China to 1945

1.2  China up to 1945

By the late 1800s, the Qing Dynasty was under heavy pressure from western powers.  After the First and Second Opium Wars (in the 1840s and 1860s), China had been forced to sign a series of treaties that have become known to history as the unequal treaties.  China had to open many ports, and the customs offices were often staffed by foreigners.  Several cities had western concessions, in which the Chinese had no jurisdiction.

In this ferment, several Chinese intellectuals called for reform to strengthen China.  Some wanted a conservative vision, going back to a more orthodox Confucianism.  Others wanted to liberalize the monarchy, and perhaps even create a constitutional monarchy.  Sun Yat-sen 孫逸仙 was the most radical.  He was one of the first to advocate overthrowing the Qing Dynasty altogether.  SYS established the predecessor of the Kuomintang (國民黨, Nationalist Party, KMT) in 1894, and spent more than a decade fermenting revolution.  Several attempted uprisings were bungled.  The one that finally did succeed took everyone by surprise, including SYS who was in the USA fund-raising at the time.  However, the Qing Dynasty proved to be far weaker than anyone suspected, and once it started losing control in Hubei, it suddenly collapsed nearly everywhere.

The ROC was proclaimed on Jan 1, 1912, and SYS was named the president.  However, he did not hold the office long.  A northern Chinese general, Yuan Shih-kai 袁世凱, outmaneuvered SYS and forced SYS to resign.  Yuan took over as president and quickly began to emasculate any trappings of republicanism in the ROC.  Yuan finally proclaimed himself emperor in 1916, but then he promptly died.  The next decade saw various warlords fighting each other for supremacy.  SYS went back to his home in the south and started building a new power base.  There were two parts to this.  First, SYS rebuilt the KMT along Leninist lines.  He even invited the fledgling communists to join his party, and his organizational restructuring was guided by commintern advisors.  Second, he set up the Whampoa Military Academy to train a modern officer corps.  The academy was led by Chiang Kai-shek 蔣介石.  When SYS died in 1925, CKS took over as leader of the KMT.

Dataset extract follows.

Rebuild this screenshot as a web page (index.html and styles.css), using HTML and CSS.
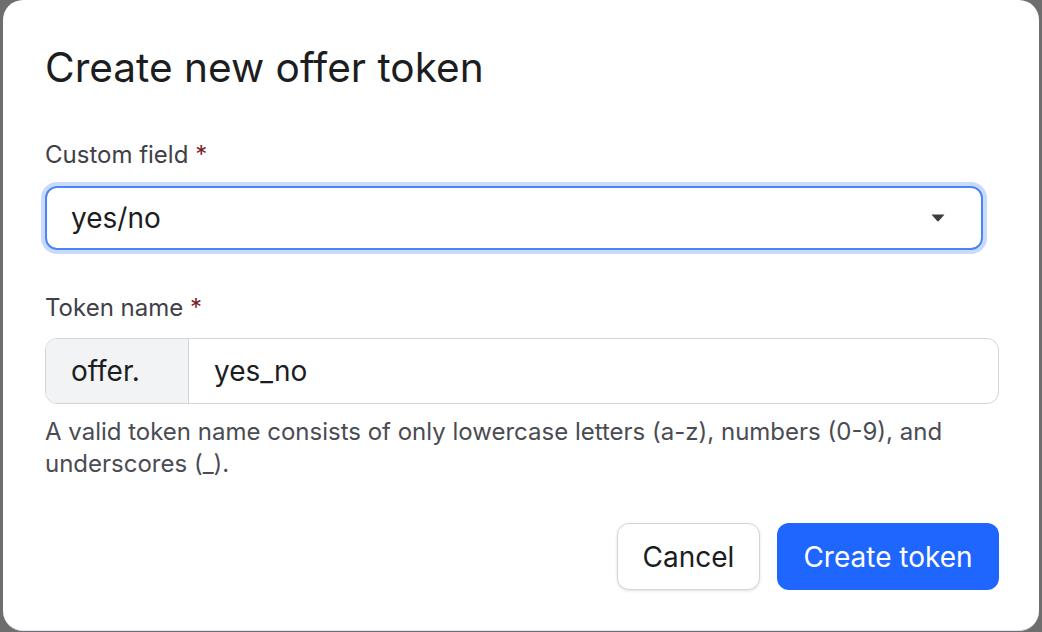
FILE: index.html
```html
<!DOCTYPE html>
<html>
<head>
<meta charset="utf-8">
<link rel="stylesheet" href="styles.css">
</head>
<body>
<div class="modal">
  <h1 class="title">Create new offer token</h1>
  <div class="label">Custom field <span class="req">*</span></div>
  <div class="select">
    <span class="select-value">yes/no</span>
    <svg class="caret" width="14" height="8" viewBox="0 0 14 8"><path d="M0.5 0.5 H13.5 L7.8 7 Q7 7.8 6.2 7 Z" fill="#3c3d42"/></svg>
  </div>
  <div class="label label-2">Token name <span class="req">*</span></div>
  <div class="group">
    <div class="prefix">offer.</div>
    <div class="input">yes_no</div>
  </div>
  <p class="help">A valid token name consists of only lowercase letters (a-z), numbers (0-9), and underscores (_).</p>
  <div class="actions">
    <button class="btn btn-cancel">Cancel</button>
    <button class="btn btn-primary">Create token</button>
  </div>
</div>
</body>
</html>
```
FILE: styles.css
```css
html, body {
  margin: 0;
  padding: 0;
  background: #6e6e6e;
  width: 1042px;
  height: 632px;
  overflow: hidden;
}
body {
  font-family: Inter, "Noto Sans", sans-serif;
  color: #1c1d21;
}
.modal {
  margin-left: 3px;
  width: 1036px;
  height: 631px;
  box-sizing: border-box;
  background: #fff;
  border-radius: 20px;
  padding: 44px 40px 0 42px;
  display: flex;
  flex-direction: column;
  border-bottom: 1px solid #e4e5e8;
}
.title {
  margin: 0;
  font-size: 40.6px;
  line-height: 48px;
  font-weight: 400;
  color: #1c1d21;
}
.label {
  margin-top: 47px;
  font-size: 24px;
  line-height: 32px;
  color: #3f4147;
}
.label-2 {
  margin-top: 42px;
}
.req {
  color: #7b1c2a;
}
.select {
  margin-top: 15px;
  margin-right: 16px;
  height: 64px;
  box-sizing: border-box;
  border: 2px solid #4a84f5;
  border-radius: 12px;
  box-shadow: 0 0 0 4px #c9dafc;
  display: flex;
  align-items: center;
  justify-content: space-between;
  padding: 0 36px 0 24px;
  font-size: 28px;
}
.caret {
  display: block;
}
.group {
  margin-top: 14px;
  height: 66px;
  box-sizing: border-box;
  border: 1px solid #d3d5da;
  border-radius: 12px;
  display: flex;
  overflow: hidden;
  font-size: 28px;
}
.prefix {
  width: 143px;
  box-sizing: border-box;
  background: #f2f3f5;
  border-right: 1px solid #d3d5da;
  display: flex;
  align-items: center;
  padding-left: 25px;
}
.input {
  display: flex;
  align-items: center;
  padding-left: 25px;
}
.help {
  margin: 12px 0 0;
  font-size: 24px;
  line-height: 32px;
  color: #4a4c53;
  padding-right: 10px;
}
.actions {
  margin-top: 43px;
  display: flex;
  justify-content: flex-end;
  gap: 17px;
}
.btn {
  font-family: Inter, "Noto Sans", sans-serif;
  font-size: 28px;
  height: 67px;
  border-radius: 12px;
  padding: 0;
  cursor: pointer;
}
.btn-cancel {
  width: 143px;
  background: #fff;
  color: #1c1d21;
  border: 1px solid #d3d5da;
  box-shadow: 0 1px 3px rgba(0,0,0,0.12);
}
.btn-primary {
  width: 222px;
  background: #1f66ff;
  color: #fff;
  border: none;
}
```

CKS was much less sympathetic to socialist ideas and looked for an opportunity to purge the leftists from the party.  This opportunity came in the middle of the Northern Expedition in 1927.  The Northern Expedition formally unified China, as CKS marched troops north from Guangdong to Beijing.  Actually, there was very little fighting.  Most local warlords simply pledged loyalty to CKS, the KMT, and the ROC.  This left their power bases intact, and through the end of WWII CKS was never fully in control of power.  Halfway through the Northern Expedition in Shangai, CKS launched a surprise purge of the leftists in the KMT.  All the communists were driven underground or simply killed outright.  Leftists would have to gain power by defeating the KMT, not by co-opting it.

The Chinese Communist Party was founded in 1921, and for the first decade it was dominated by Soviet doctrines of urban revolution.  Mao Zedong 毛澤東 was something of an odd duck; he went off to rural Hunan, developed a theory of rural revolution, and set up a rural soviet.  After the KMT purge, more and more communist leaders found the cities too hot to survive and were forced to flee to rural areas, such as Mao’s soviet.  After an internal power struggle, Mao emerged as the CCP chairman during the Long March in 1934, a position which was unchallenged for the rest of his life.  However, the KMT waged a series of “extermination campaigns” on the CCP through the mid-1930s.  Mao managed to establish a base at Yan’an in rural northern China, but he was under constant pressure.  It was the Japanese who relieved this pressure.

The Japanese occupied Manchuria in 1931, and in 1937 they invaded China proper.  CKS insisted that he would deal with the communists first, saying that the communists were a disease of the bones, while the Japanese were only a disease of the skin.  However, many nationalists within the KMT did not agree.  In 1937, CKS was kidnapped by one of his own generals and forced to agree to cooperate with the CCP to fight the Japanese.  In ROC historiography, this was a disastrous turning point.  The Japanese invasion marked the end of the ROC’s Golden Decade, and the CCP was allowed breathing space to consolidate its position.  If not for the Japanese invasion, many ROC loyalists believe the ROC would still govern all of China.

From 1937 to 1945, the CCP slowly expanded its power and built its army.  Meanwhile, the KMT, which on paper had an overwhelming military advantage, was rendered impotent by internal divisions and rampant corruption.  After the Japanese surrender, the two sides faced off for a final showdown.  Against most observers expectations, the CCP armies routed the KMT armies in battle after battle.  Between 1946 and 1950, the CCP went from a few small strongholds to total control of China.  The KMT armies beat a retreat, and many of them ended up in Taiwan, where they believed they would make their final stand.  However, in 1950 Kim Il-sung invaded South Korea, Truman pronounced a new doctrine based on containing communism, and the USA put a fleet in the Taiwan Strait, eliminating the possibility of a PRC invasion.